“La ciudad se compone de CASAS”. “República es recto gobierno de varias FAMILIAS y de lo que les es común con poder soberano”. Se trata de las palabras con las que empiezan la Política, de Aristóteles, y los Seis Libros de la República, de Bodino. La casa, la familia, es la unidad a partir de la cual se constituyen las formas políticas previas al Estado Constitucional. La casa, la familia tiene en estas formas políticas preestatales una dimensión constituyente.
Dejan de tenerla en el Estado Constitucional, en el que únicamente el individuo tiene esa dimensión. El individuo tiene derecho a constituir una familia y la familia es una institución civil clave en la sociedad individualista sobre la que se constituye el Estado. Pero carece de dimensión constitucional.
La única familia que tiene una dimensión constitucional en el Estado es la familia real, la Casa Real, en aquellos Estados constitucionales en los que la Monarquía ha continuado formando parte de su fórmula de gobierno. Constitucionalmente en España solo existe una familia. Todas las demás existen civilmente, pero no constitucionalmente.
Justamente por eso, la primera tarea de los Gobiernos en todas las Monarquías parlamentarias es evitar que se planteen problemas en la Casa Real, porque si se plantean, son muy difíciles de manejar constitucionalmente. Los Gobiernos democráticamente elegidos tienen que vigilar la conducta no solamente del Rey, sino también la de los demás miembros de la Casa Real, a fin de que no se conviertan en objeto del debate político. Porque si se convierte, es la propia Constitución la que se pone en juego.
Este es un terreno al que no se le ha prestado la debida atención en España. No es explicable que a nadie se le ocurriera que la conducta del Rey Juan Carlos podía convertirse en un problema para la supervivencia de la Monarquía. Todavía menos explicable es que, una vez que la infanta Cristina contrae matrimonio con Iñaki Urdangarín, no se previera que había que evitar que la pareja pudiera caer en la tentación de enriquecerse de manera indebida. Esto se podía haber hecho sin prácticamente coste alguno para el Estado.
Y lo que ya resulta incomprensible es que el Presidente Mariano Rajoy permitiera que el Rey Felipe VI interviniera de la forma en que lo hizo el día 3 de octubre con su mensaje en televisión sobre Catalunya. Si la integración de Catalunya en el Estado ya era de por sí un problema difícil de manejar en términos constitucionales, tras la intervención del Rey lo es todavía más. Porque ahora es la propia supervivencia de la Monarquía y, por tanto, de la Constitución, la que se ha puesto en cuestión.
Mariano Rajoy no debió permitir nunca esa intervención. Tenía que haber puesto su dimisión encima de la mesa en el caso de que el Rey insistiera en hacerla. Esa era su obligación como Presidente de Gobierno en una Monarquía Parlamentaria.

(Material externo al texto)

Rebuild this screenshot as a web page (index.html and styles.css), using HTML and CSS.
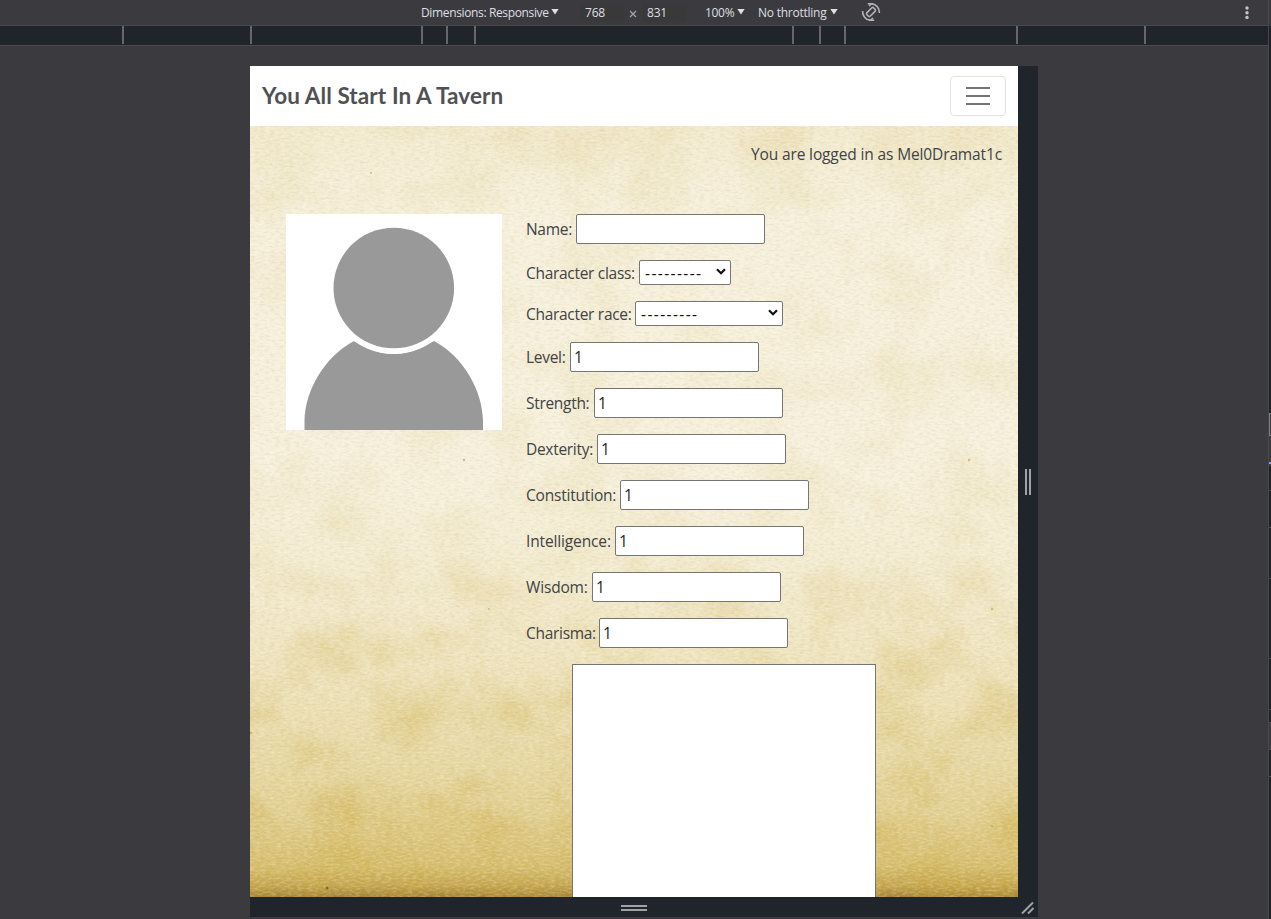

El Rey no debería haberlo puesto nunca en la situación de tener que cumplir esa obligación, pero una vez que lo puso, él debería haberlo hecho. Impedir que el Rey dejara de actuar como un monarca parlamentario es la primera obligación del presidente del Gobierno. La primera. Porque, si no lo hace, es la propia Constitución lo que se pone en cuestión.
Para la Constitución de 1978 Catalunya es un gran problema, pero la Monarquía es un problema todavía mayor. Y ya lo tenemos encima de la mesa. Iñaki Gabilondo en su comentario de este martes en la Cadena SER, se ha expresado contra la inoportunidad de que se suscite este debate y ha dicho que el contenido del discurso de cualquier Jefe de Estado republicano hubiera sido similar al del Rey en las circunstancias del 3 de octubre de 2017. No se si sería así o no, pero es que eso es irrelevante. En un asunto de esta naturaleza una magistratura electiva puede equivocarse. Una magistratura hereditaria, no. El error de la primera es corregible constitucionalmente. El de la segunda, no lo es. Por eso plantea un problema existencial para la forma política del Estado.
Con recursos ante los Tribunales de Justicia o ante el Tribunal Constitucional va a ser difícil que se encuentre la respuesta al problema. Cuanto más se intente proteger a la Monarquía con recursos judiciales, tanto peor será su imagen ante la opinión pública, que es la última instancia de la que depende su supervivencia.